### Raw data
Start

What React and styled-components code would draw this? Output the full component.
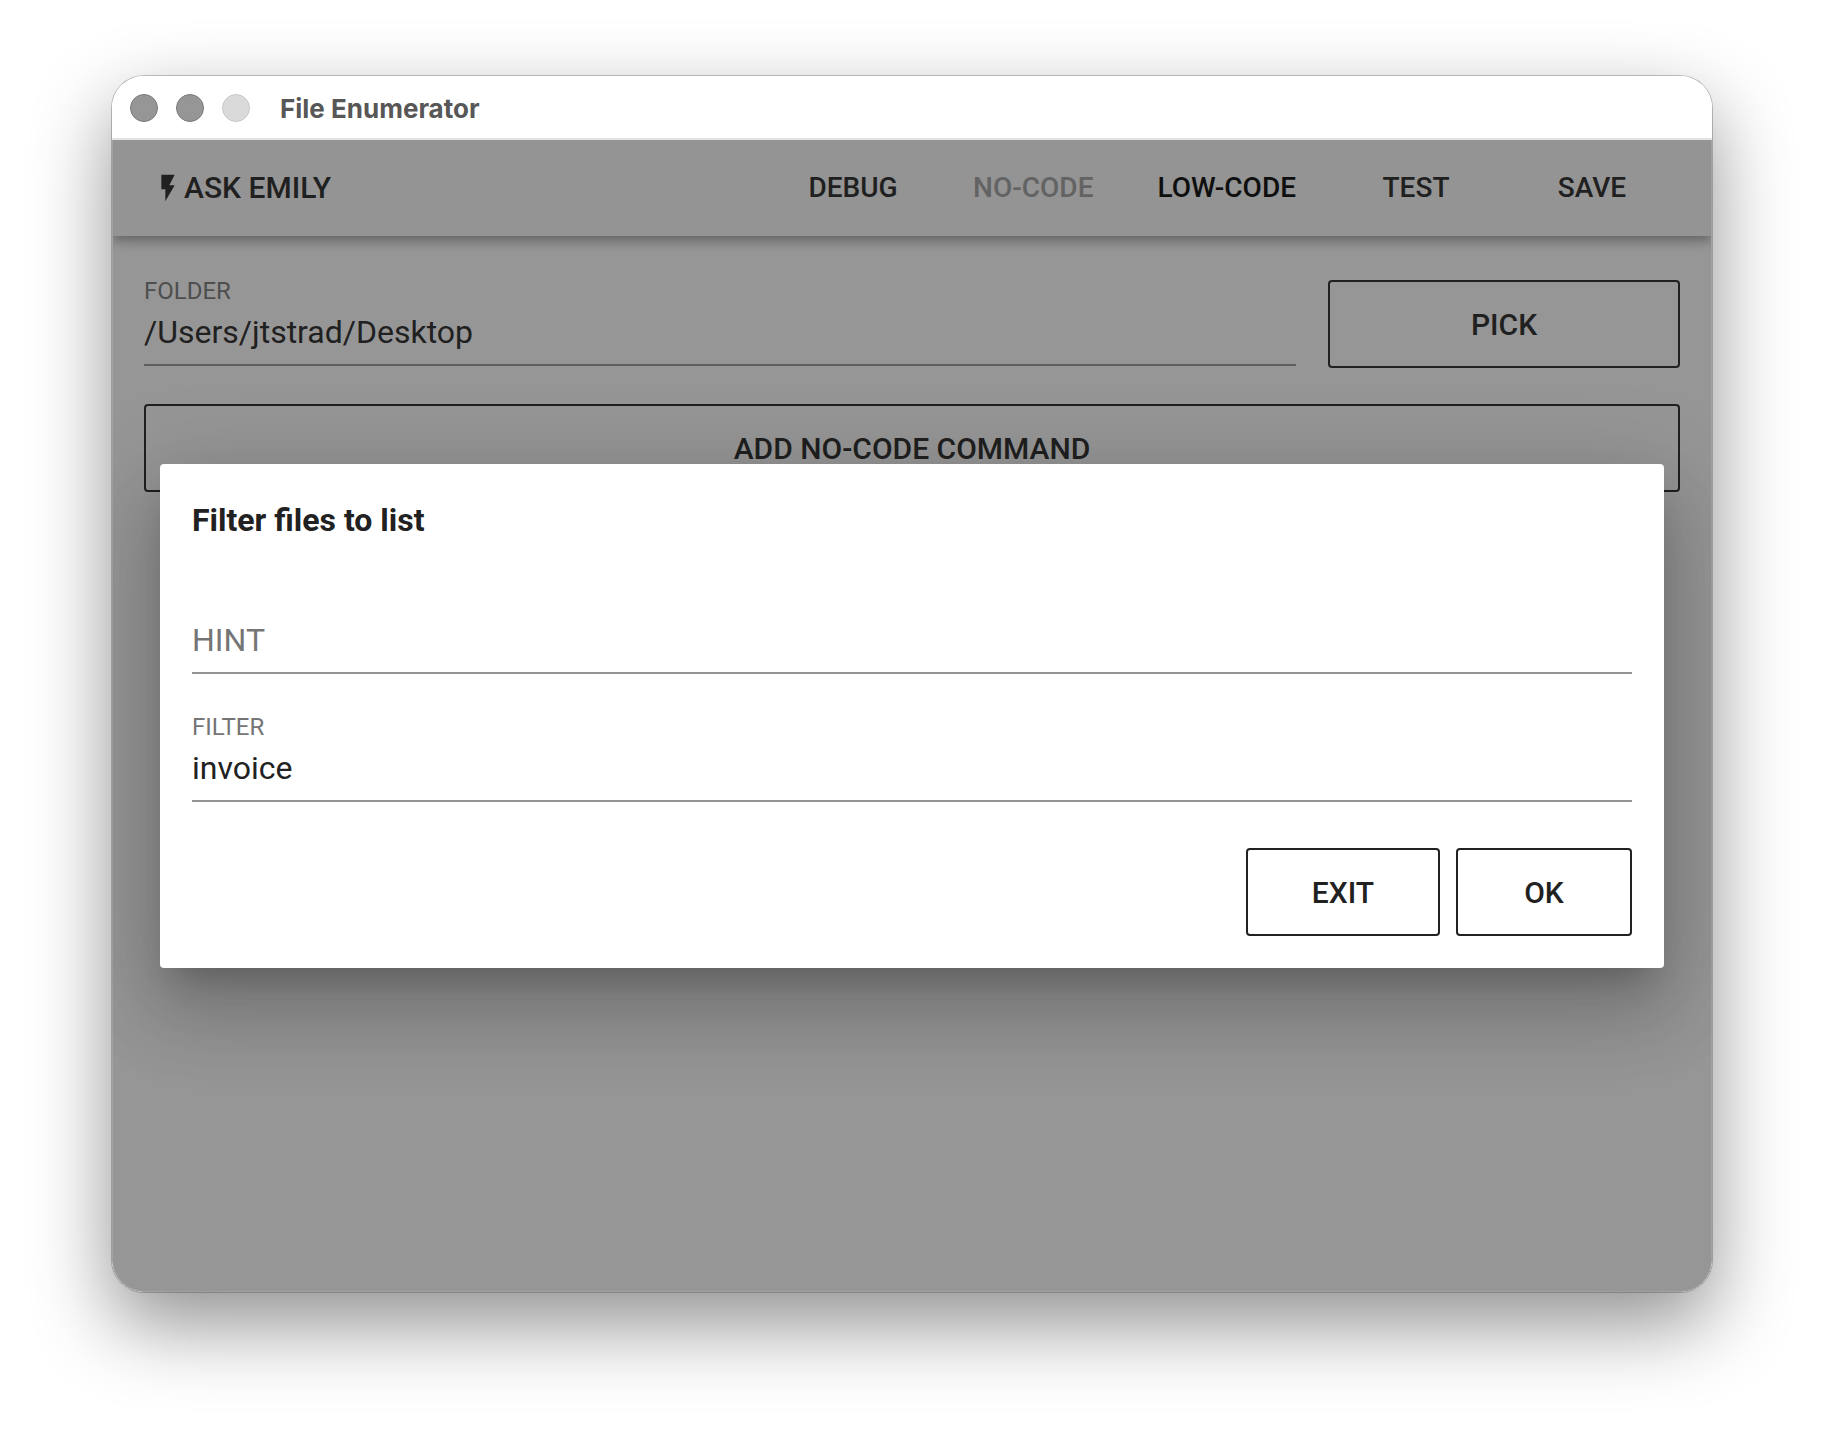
import React, { useState } from "react";
import styled, { createGlobalStyle } from "styled-components";
import { MdFlashOn } from "react-icons/md";

const GlobalStyle = createGlobalStyle`
    * {
        box-sizing: border-box;
    }
    body {
        margin: 0;
        background: #ffffff;
        color: #212121;
        font-family: Roboto, sans-serif;
    }
    button, input {
        font-family: inherit;
        color: inherit;
    }
`;

const actions = [
    { label: "Debug" },
    { label: "No-Code", disabled: true },
    { label: "Low-Code", active: true },
    { label: "Test" },
    { label: "Save" },
];

function TextField({ id, label, value, onChange }) {
    return (
        <FieldStyled>
            {/* the label only floats above the line once there is a value */}
            <FieldLabel htmlFor={id} $floating={value !== ""}>{label}</FieldLabel>
            <FieldInput id={id} type="text" value={value} onChange={(e) => onChange(e.target.value)} />
        </FieldStyled>
    );
}

function App() {
    const [folder, setFolder] = useState("/Users/jtstrad/Desktop");
    const [hint, setHint] = useState("");
    const [filter, setFilter] = useState("invoice");

    return (
        <Page>
            <GlobalStyle />
            <Window>
                <TitleBar>
                    <Lights>
                        <Light />
                        <Light />
                        <Light $dim />
                    </Lights>
                    <WindowTitle>File Enumerator</WindowTitle>
                </TitleBar>
                <Content>
                    <Toolbar>
                        <Brand href="#">
                            <MdFlashOn size={32} aria-hidden="true" />
                            Ask Emily
                        </Brand>
                        <Actions>
                            {actions.map((item) => (
                                <ActionButton key={item.label} type="button" disabled={item.disabled} $active={item.active}>
                                    {item.label}
                                </ActionButton>
                            ))}
                        </Actions>
                    </Toolbar>
                    <Main>
                        <FolderRow>
                            <TextField id="folder" label="Folder" value={folder} onChange={setFolder} />
                            <OutlinedButton type="button">Pick</OutlinedButton>
                        </FolderRow>
                        <OutlinedButton type="button">Add No-Code Command</OutlinedButton>
                    </Main>
                    <Scrim>
                        <Dialog role="dialog" aria-labelledby="dialog-title">
                            <DialogTitle id="dialog-title">Filter files to list</DialogTitle>
                            <DialogFields>
                                <TextField id="hint" label="Hint" value={hint} onChange={setHint} />
                                <TextField id="filter" label="Filter" value={filter} onChange={setFilter} />
                            </DialogFields>
                            <DialogActions>
                                <OutlinedButton type="button">Exit</OutlinedButton>
                                <OutlinedButton type="button">OK</OutlinedButton>
                            </DialogActions>
                        </Dialog>
                    </Scrim>
                </Content>
            </Window>
        </Page>
    );
}

const Page = styled.div`
    display: flex;
    flex-direction: column;
    min-height: 100vh;
    padding: 76px 112px 148px;
`;

const Window = styled.div`
    flex: 1;
    display: flex;
    flex-direction: column;
    border-radius: 32px;
    box-shadow: 0 0 0 1px rgba(0, 0, 0, 0.22), 0 32px 80px rgba(0, 0, 0, 0.44);
`;

const TitleBar = styled.header`
    display: flex;
    align-items: center;
    gap: 30px;
    height: 64px;
    padding: 2px 18px 0;
    background: #ffffff;
    border-bottom: 2px solid #e3e3e3;
    border-radius: 32px 32px 0 0;
`;

const Lights = styled.div`
    display: flex;
    gap: 18px;
`;

const Light = styled.span`
    width: 28px;
    height: 28px;
    border-radius: 50%;
    background: ${(props) => (props.$dim ? "#dadada" : "#969696")};
    border: 1px solid ${(props) => (props.$dim ? "#c9c9c9" : "#7a7a7a")};
`;

const WindowTitle = styled.h1`
    margin: 0;
    padding-top: 2px;
    font-family: Inter, sans-serif;
    font-size: 26px;
    line-height: 32px;
    font-weight: 700;
    color: #575757;
`;

const Content = styled.div`
    position: relative;
    flex: 1;
    display: flex;
    flex-direction: column;
    overflow: hidden;
    background: #fafafa;
    border-radius: 0 0 32px 32px;
`;

const Toolbar = styled.div`
    display: flex;
    align-items: center;
    justify-content: space-between;
    height: 96px;
    padding: 0 32px 0 40px;
    background: #f5f5f5;
    box-shadow: 0 4px 8px -2px rgba(0, 0, 0, 0.2), 0 8px 10px rgba(0, 0, 0, 0.14),
        0 2px 20px rgba(0, 0, 0, 0.12);
`;

const Brand = styled.a`
    display: flex;
    align-items: center;
    font-size: 30px;
    line-height: 34px;
    font-weight: 500;
    color: inherit;
    text-decoration: none;
    text-transform: uppercase;
`;

const Actions = styled.nav`
    display: flex;
    padding-bottom: 2px;
`;

const ActionButton = styled.button`
    min-width: 176px;
    height: 72px;
    padding: 0 32px;
    border: none;
    background: none;
    font-size: 28px;
    font-weight: 500;
    text-transform: uppercase;
    color: ${(props) => (props.$active ? "#000000" : "#212121")};
    &:disabled {
        color: #9b9b9b;
    }
`;

const Main = styled.main`
    display: flex;
    flex-direction: column;
    gap: 36px;
    padding: 44px 32px;
`;

const FolderRow = styled.div`
    display: grid;
    grid-template-columns: 1fr 352px;
    gap: 32px;
`;

const FieldStyled = styled.div`
    position: relative;
    display: flex;
    flex-direction: column;
    justify-content: flex-end;
    height: 86px;
`;

const FieldLabel = styled.label`
    position: absolute;
    left: 0;
    top: ${(props) => (props.$floating ? "0" : "32px")};
    font-size: ${(props) => (props.$floating ? "24px" : "32px")};
    line-height: ${(props) => (props.$floating ? "22px" : "40px")};
    color: #757575;
    text-transform: uppercase;
    pointer-events: none;
`;

const FieldInput = styled.input`
    width: 100%;
    height: 54px;
    padding: 0 0 12px;
    border: none;
    border-bottom: 2px solid #949494;
    outline: none;
    background: none;
    font-size: 32px;
    line-height: 40px;
`;

const OutlinedButton = styled.button`
    min-width: 176px;
    height: 88px;
    padding: 0 64px;
    border: 2px solid #212121;
    border-radius: 4px;
    background: none;
    font-size: 30px;
    font-weight: 500;
    text-transform: uppercase;
`;

const Scrim = styled.div`
    position: absolute;
    inset: 0;
    display: flex;
    align-items: center;
    padding: 0 48px;
    background: rgba(33, 33, 33, 0.46);
    border-radius: 0 0 32px 32px;
    box-shadow: inset 1px -1px 0 #a2a2a2, inset -1px 0 0 #a2a2a2;
`;

const Dialog = styled.section`
    flex: 1;
    padding: 32px;
    background: #ffffff;
    border-radius: 4px;
    box-shadow: 0 22px 30px -14px rgba(0, 0, 0, 0.2), 0 48px 76px 6px rgba(0, 0, 0, 0.14),
        0 18px 92px 16px rgba(0, 0, 0, 0.12);
`;

const DialogTitle = styled.h2`
    margin: 0 0 44px;
    font-size: 32px;
    line-height: 48px;
    font-weight: 700;
`;

const DialogFields = styled.div`
    display: flex;
    flex-direction: column;
    gap: 42px;
`;

const DialogActions = styled.div`
    display: flex;
    justify-content: flex-end;
    gap: 16px;
    margin-top: 46px;
`;

export default App;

End

### Task directions
Reproduce every line above as written, skipping pictures.

### Exercise answer
What React and styled-components code would draw this? Output the full component.
import React, { useState } from "react";
import styled, { createGlobalStyle } from "styled-components";
import { MdFlashOn } from "react-icons/md";

const GlobalStyle = createGlobalStyle`
    * {
        box-sizing: border-box;
    }
    body {
        margin: 0;
        background: #ffffff;
        color: #212121;
        font-family: Roboto, sans-serif;
    }
    button, input {
        font-family: inherit;
        color: inherit;
    }
`;

const actions = [
    { label: "Debug" },
    { label: "No-Code", disabled: true },
    { label: "Low-Code", active: true },
    { label: "Test" },
    { label: "Save" },
];

function TextField({ id, label, value, onChange }) {
    return (
        <FieldStyled>
            {/* the label only floats above the line once there is a value */}
            <FieldLabel htmlFor={id} $floating={value !== ""}>{label}</FieldLabel>
            <FieldInput id={id} type="text" value={value} onChange={(e) => onChange(e.target.value)} />
        </FieldStyled>
    );
}

function App() {
    const [folder, setFolder] = useState("/Users/jtstrad/Desktop");
    const [hint, setHint] = useState("");
    const [filter, setFilter] = useState("invoice");

    return (
        <Page>
            <GlobalStyle />
            <Window>
                <TitleBar>
                    <Lights>
                        <Light />
                        <Light />
                        <Light $dim />
                    </Lights>
                    <WindowTitle>File Enumerator</WindowTitle>
                </TitleBar>
                <Content>
                    <Toolbar>
                        <Brand href="#">
                            <MdFlashOn size={32} aria-hidden="true" />
                            Ask Emily
                        </Brand>
                        <Actions>
                            {actions.map((item) => (
                                <ActionButton key={item.label} type="button" disabled={item.disabled} $active={item.active}>
                                    {item.label}
                                </ActionButton>
                            ))}
                        </Actions>
                    </Toolbar>
                    <Main>
                        <FolderRow>
                            <TextField id="folder" label="Folder" value={folder} onChange={setFolder} />
                            <OutlinedButton type="button">Pick</OutlinedButton>
                        </FolderRow>
                        <OutlinedButton type="button">Add No-Code Command</OutlinedButton>
                    </Main>
                    <Scrim>
                        <Dialog role="dialog" aria-labelledby="dialog-title">
                            <DialogTitle id="dialog-title">Filter files to list</DialogTitle>
                            <DialogFields>
                                <TextField id="hint" label="Hint" value={hint} onChange={setHint} />
                                <TextField id="filter" label="Filter" value={filter} onChange={setFilter} />
                            </DialogFields>
                            <DialogActions>
                                <OutlinedButton type="button">Exit</OutlinedButton>
                                <OutlinedButton type="button">OK</OutlinedButton>
                            </DialogActions>
                        </Dialog>
                    </Scrim>
                </Content>
            </Window>
        </Page>
    );
}

const Page = styled.div`
    display: flex;
    flex-direction: column;
    min-height: 100vh;
    padding: 76px 112px 148px;
`;

const Window = styled.div`
    flex: 1;
    display: flex;
    flex-direction: column;
    border-radius: 32px;
    box-shadow: 0 0 0 1px rgba(0, 0, 0, 0.22), 0 32px 80px rgba(0, 0, 0, 0.44);
`;

const TitleBar = styled.header`
    display: flex;
    align-items: center;
    gap: 30px;
    height: 64px;
    padding: 2px 18px 0;
    background: #ffffff;
    border-bottom: 2px solid #e3e3e3;
    border-radius: 32px 32px 0 0;
`;

const Lights = styled.div`
    display: flex;
    gap: 18px;
`;

const Light = styled.span`
    width: 28px;
    height: 28px;
    border-radius: 50%;
    background: ${(props) => (props.$dim ? "#dadada" : "#969696")};
    border: 1px solid ${(props) => (props.$dim ? "#c9c9c9" : "#7a7a7a")};
`;

const WindowTitle = styled.h1`
    margin: 0;
    padding-top: 2px;
    font-family: Inter, sans-serif;
    font-size: 26px;
    line-height: 32px;
    font-weight: 700;
    color: #575757;
`;

const Content = styled.div`
    position: relative;
    flex: 1;
    display: flex;
    flex-direction: column;
    overflow: hidden;
    background: #fafafa;
    border-radius: 0 0 32px 32px;
`;

const Toolbar = styled.div`
    display: flex;
    align-items: center;
    justify-content: space-between;
    height: 96px;
    padding: 0 32px 0 40px;
    background: #f5f5f5;
    box-shadow: 0 4px 8px -2px rgba(0, 0, 0, 0.2), 0 8px 10px rgba(0, 0, 0, 0.14),
        0 2px 20px rgba(0, 0, 0, 0.12);
`;

const Brand = styled.a`
    display: flex;
    align-items: center;
    font-size: 30px;
    line-height: 34px;
    font-weight: 500;
    color: inherit;
    text-decoration: none;
    text-transform: uppercase;
`;

const Actions = styled.nav`
    display: flex;
    padding-bottom: 2px;
`;

const ActionButton = styled.button`
    min-width: 176px;
    height: 72px;
    padding: 0 32px;
    border: none;
    background: none;
    font-size: 28px;
    font-weight: 500;
    text-transform: uppercase;
    color: ${(props) => (props.$active ? "#000000" : "#212121")};
    &:disabled {
        color: #9b9b9b;
    }
`;

const Main = styled.main`
    display: flex;
    flex-direction: column;
    gap: 36px;
    padding: 44px 32px;
`;

const FolderRow = styled.div`
    display: grid;
    grid-template-columns: 1fr 352px;
    gap: 32px;
`;

const FieldStyled = styled.div`
    position: relative;
    display: flex;
    flex-direction: column;
    justify-content: flex-end;
    height: 86px;
`;

const FieldLabel = styled.label`
    position: absolute;
    left: 0;
    top: ${(props) => (props.$floating ? "0" : "32px")};
    font-size: ${(props) => (props.$floating ? "24px" : "32px")};
    line-height: ${(props) => (props.$floating ? "22px" : "40px")};
    color: #757575;
    text-transform: uppercase;
    pointer-events: none;
`;

const FieldInput = styled.input`
    width: 100%;
    height: 54px;
    padding: 0 0 12px;
    border: none;
    border-bottom: 2px solid #949494;
    outline: none;
    background: none;
    font-size: 32px;
    line-height: 40px;
`;

const OutlinedButton = styled.button`
    min-width: 176px;
    height: 88px;
    padding: 0 64px;
    border: 2px solid #212121;
    border-radius: 4px;
    background: none;
    font-size: 30px;
    font-weight: 500;
    text-transform: uppercase;
`;

const Scrim = styled.div`
    position: absolute;
    inset: 0;
    display: flex;
    align-items: center;
    padding: 0 48px;
    background: rgba(33, 33, 33, 0.46);
    border-radius: 0 0 32px 32px;
    box-shadow: inset 1px -1px 0 #a2a2a2, inset -1px 0 0 #a2a2a2;
`;

const Dialog = styled.section`
    flex: 1;
    padding: 32px;
    background: #ffffff;
    border-radius: 4px;
    box-shadow: 0 22px 30px -14px rgba(0, 0, 0, 0.2), 0 48px 76px 6px rgba(0, 0, 0, 0.14),
        0 18px 92px 16px rgba(0, 0, 0, 0.12);
`;

const DialogTitle = styled.h2`
    margin: 0 0 44px;
    font-size: 32px;
    line-height: 48px;
    font-weight: 700;
`;

const DialogFields = styled.div`
    display: flex;
    flex-direction: column;
    gap: 42px;
`;

const DialogActions = styled.div`
    display: flex;
    justify-content: flex-end;
    gap: 16px;
    margin-top: 46px;
`;

export default App;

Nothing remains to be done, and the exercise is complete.